Der Kommissionspräsident der Afrikanischen Union, Jean Ping, sagte, dass die Differenzen bei dem Treffen in Tripolis weitaus geringer als beim Gipfel 2007 in Lissabon gewesen seien. Beide Seiten bewegten sich »in die richtige Richtung« und zeigten mehr Flexibilität, führte Ping bei einer gemeinsamen Pressekonferenz mit EU-Kommissionspräsident José Manuel Barroso aus.

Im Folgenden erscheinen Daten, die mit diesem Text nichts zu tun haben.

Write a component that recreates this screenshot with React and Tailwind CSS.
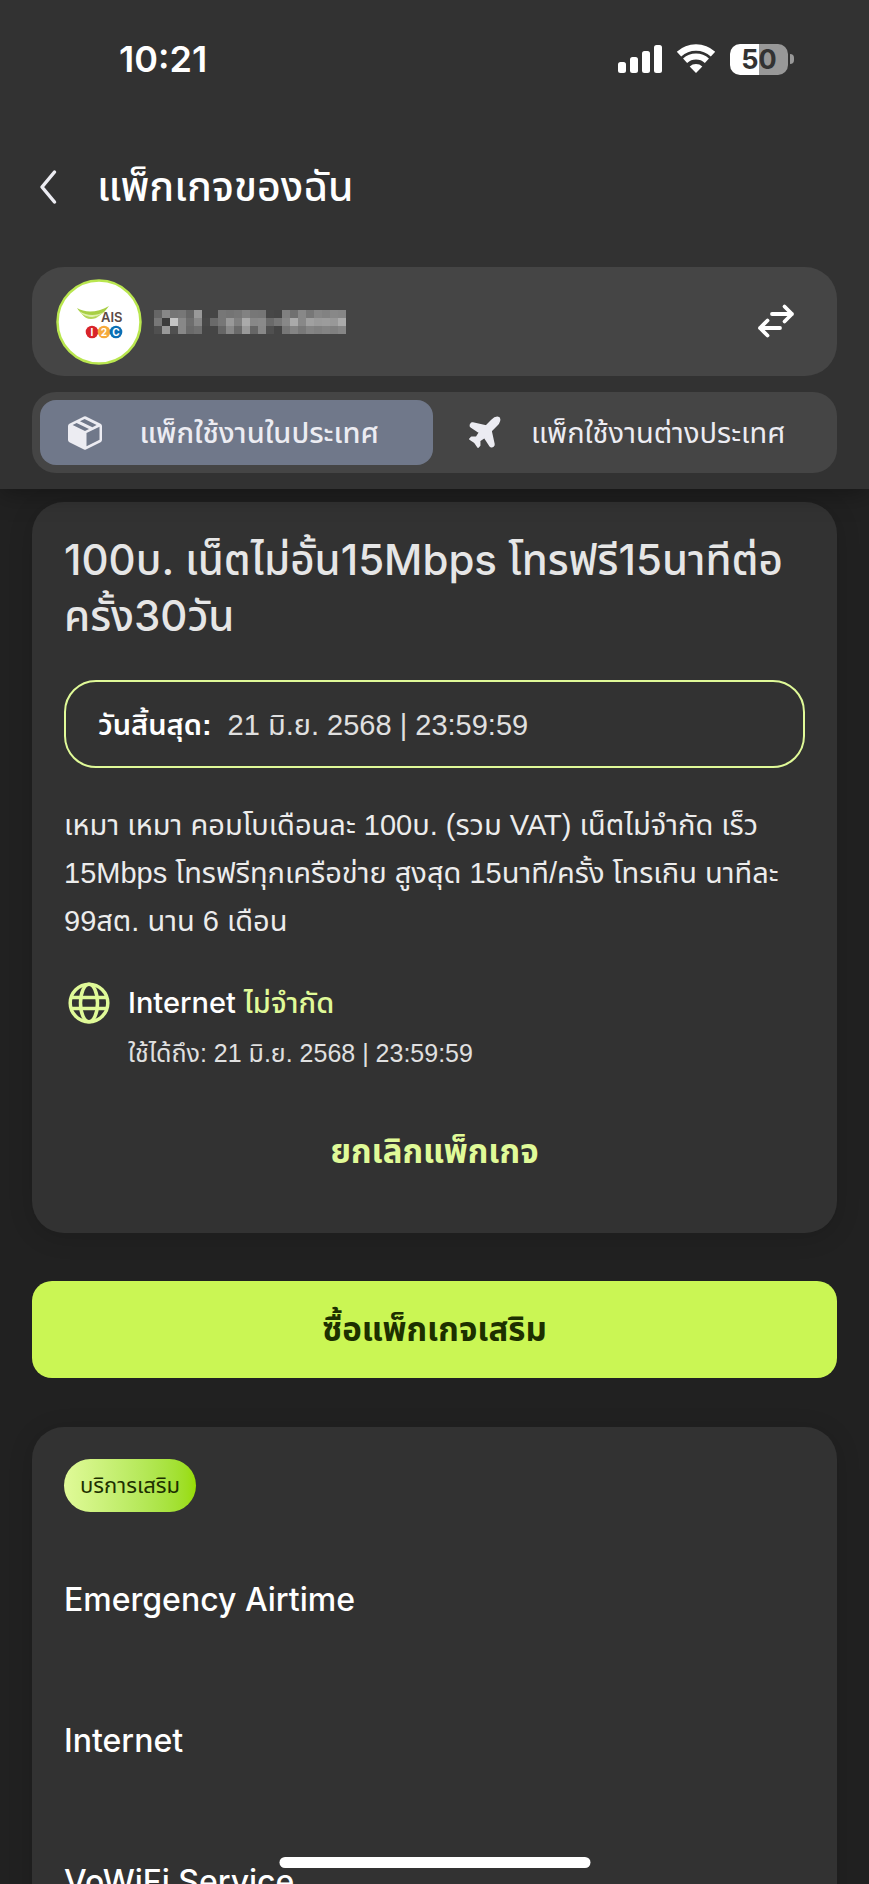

Bei dem Gipfel waren allerdings auch Probleme zutage getreten. Ping nannte drei Bereiche: Hilfen der EU an afrikanische Länder, Investitionen und Handel. Verbesserungen in diesen Bereichen seien »wichtige Faktoren, um uns zu erlauben, uns zu entwickeln«, sagte Ping. Streit gibt es über die Wirtschaftspartnerschaftsabkommen, zu denen die EU die afrikanischen Staaten drängt. Im Gegenzug für den Zugang zum EU-Markt verlangen die Europäer eine umfassende Öffnung der afrikanischen Märkte für EU-Exporte. Die afrikanischen Staaten wollen die Marktöffnung dagegen an Zugeständnisse der Europäer knüpfen, allen voran an die Einhaltung der sogenannten Millenniumsziele der UNO.

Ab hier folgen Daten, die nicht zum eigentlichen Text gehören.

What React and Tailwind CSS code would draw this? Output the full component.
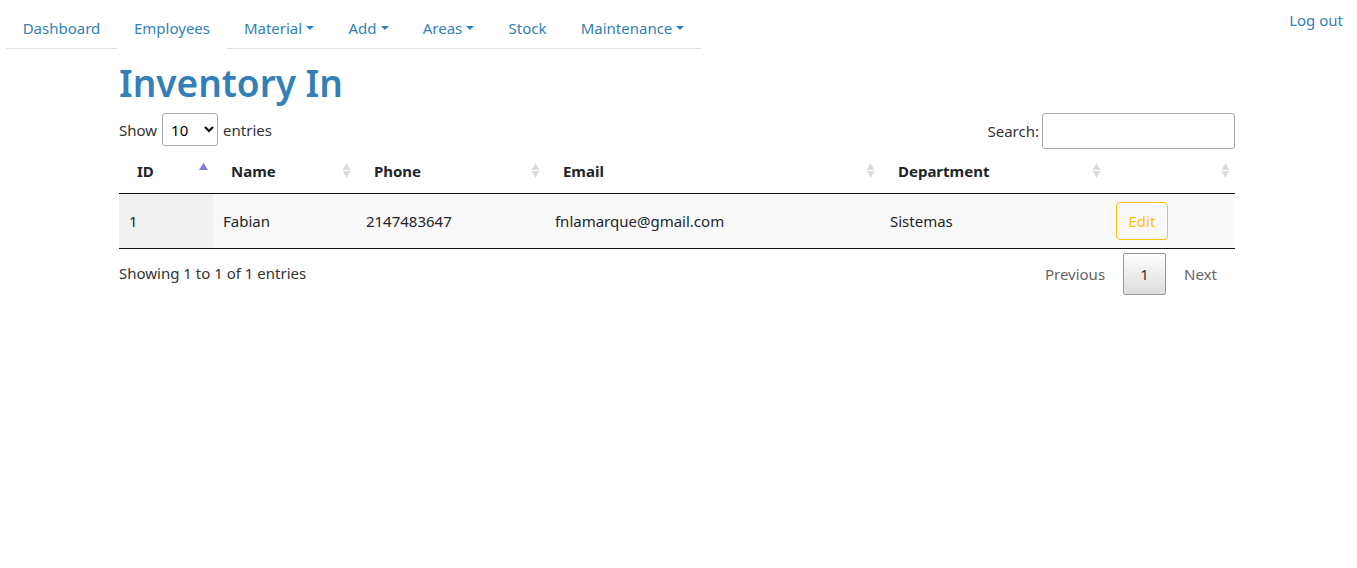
import React from "react";

const tabs = [
  { label: "Dashboard", width: "w-[111px]" },
  { label: "Employees", width: "w-[110px]", active: true },
  { label: "Material", width: "w-[104px]", menu: true },
  { label: "Add", width: "w-[75px]", menu: true },
  { label: "Areas", width: "w-[85px]", menu: true },
  { label: "Stock", width: "w-[73px]" },
  { label: "Maintenance", width: "w-[137px]", menu: true },
];

const columns = [
  { label: "ID", width: "w-[8.42%]", sorted: true },
  { label: "Name", width: "w-[12.81%]" },
  { label: "Phone", width: "w-[16.94%]" },
  { label: "Email", width: "w-[30.02%]" },
  { label: "Department", width: "w-[20.25%]" },
  { label: "", width: "w-[11.56%]" },
];

function Caret() {
  return (
    <svg className="h-1 w-2 shrink-0" viewBox="0 0 8 4" fill="currentColor" aria-hidden="true">
      <path d="M0 0h8L4 4z" />
    </svg>
  );
}

function SortIcon({ sorted }) {
  return (
    <svg className="h-[15px] w-[9px] shrink-0" viewBox="0 0 9 15" aria-hidden="true">
      {sorted ? (
        <path d="M4.5 0L9 7H0z" fill="#7f7fdd" />
      ) : (
        <path d="M4.5 0L8.5 7h-8zM.5 8h8l-4 7z" fill="#dcdcdc" />
      )}
    </svg>
  );
}

function Tab({ label, width, active, menu }) {
  const style = `flex h-[41px] items-center justify-center gap-1 border-b whitespace-nowrap ${
    active ? "border-white" : "border-[#dee2e6]"
  } ${width}`;
  return (
    <li>
      {menu ? (
        <button type="button" className={style} aria-haspopup="menu">
          {label}
          <Caret />
        </button>
      ) : (
        <a href="#" className={style} aria-current={active ? "page" : undefined}>
          {label}
        </a>
      )}
    </li>
  );
}

export default function App() {
  return (
    <div className="bg-white pr-[3px] font-['Noto_Sans',sans-serif] text-[15px] leading-6 text-[#212529]">
      <header className="flex items-start justify-between pt-2 pr-[11px] pl-1.5 text-[#337fb7]">
        <nav>
          <ul className="flex">
            {tabs.map((tab) => (
              <Tab key={tab.label} {...tab} />
            ))}
          </ul>
        </nav>
        <a href="#" className="whitespace-nowrap">Log out</a>
      </header>

      <main className="mx-auto max-w-[1140px] px-3">
        <h1 className="pt-2.5 pb-1.5 text-[37px] leading-12 font-semibold text-[#337fb7]">Inventory In</h1>

        <div className="flex items-start justify-between text-[#333333]">
          <label className="flex items-center gap-[5px]">
            Show
            <select className="h-[33px] w-14 rounded-[3px] border border-[#aaaaaa] bg-white px-1 text-black" defaultValue="10">
              <option>10</option>
              <option>25</option>
              <option>50</option>
              <option>100</option>
            </select>
            entries
          </label>
          <label className="flex items-center gap-[3px]">
            Search:
            <input type="search" className="h-9 w-[193px] rounded-[3px] border border-[#aaaaaa] bg-white px-1.5" />
          </label>
        </div>

        <table className="w-full table-fixed border-collapse text-left">
          <thead>
            <tr className="h-11 border-b border-[#111111]">
              {columns.map(({ label, width, sorted }, i) => (
                <th
                  key={i}
                  className={`pr-[5px] pl-[18px] font-bold ${width}`}
                  aria-sort={sorted ? "ascending" : undefined}
                >
                  <div className="flex items-center justify-between">
                    {label || <span />}
                    <SortIcon sorted={sorted} />
                  </div>
                </th>
              ))}
            </tr>
          </thead>
          <tbody>
            <tr className="h-[55px] border-b border-[#111111] bg-[#f9f9f9]">
              <td className="bg-[#f0f0f0] px-2.5">1</td>
              <td className="px-2.5">Fabian</td>
              <td className="px-2.5">2147483647</td>
              <td className="px-2.5">fnlamarque@gmail.com</td>
              <td className="px-2.5">Sistemas</td>
              <td className="px-2.5">
                <button type="button" className="block h-[38px] w-[52px] rounded border border-[#ffc107] text-[#ffc107]">
                  Edit
                </button>
              </td>
            </tr>
          </tbody>
        </table>

        <div className="flex items-start justify-between pt-1 text-[#333333]">
          <p className="pt-2">Showing 1 to 1 of 1 entries</p>
          <nav className="flex" aria-label="Pagination">
            <button type="button" disabled className="h-[42px] px-[18px] text-[#666666]">Previous</button>
            <button
              type="button"
              aria-current="page"
              className="h-[42px] w-[43px] rounded-[2px] border border-[#979797] bg-linear-to-b from-white to-[#dcdcdc]"
            >
              1
            </button>
            <button type="button" disabled className="h-[42px] px-[18px] text-[#666666]">Next</button>
          </nav>
        </div>
      </main>
    </div>
  );
}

Die Afrikaner beklagten sich überdies darüber, dass die Investitionen der EU in ihren Ländern im Vergleich zu denen Chinas sehr gering ausfielen. Barroso hob hervor, dass mehr als die Hälfte der Entwicklungshilfen der EU und ihrer Mitgliedsstaaten nach Afrika flössen. Er warb zugleich dafür, die Unterstützung auszudehnen. Entwicklungsländer könnten sich aber nicht allein durch Hilfsgelder in entwickelte Länder verwandeln, warnte der EU-Kommissionspräsident. In der Gipfel-Abschlusserklärung bekräftigten die EU-Staaten ihr Ziel, bis 2015 die seit Langem versprochenen 0,7 Prozent ihres Bruttoinlandsprodukts als Entwicklungshilfen bereitzustellen.

Ein weiterer Streitpunkt bei den Verhandlungen war der Klimaschutz. Eine gemeinsame Erklärung der afrikanischen und europäischen Staaten anlässlich der derzeitigen UN-Klimaverhandlungen im mexikanischen Cancún hatten die afrikanischen Außenminister bereits am Sonnabend abgelehnt. Das von den Europäern erarbeitete Dokument reflektiere »eine europäische Priorität«, sagten afrikanische Diplomaten.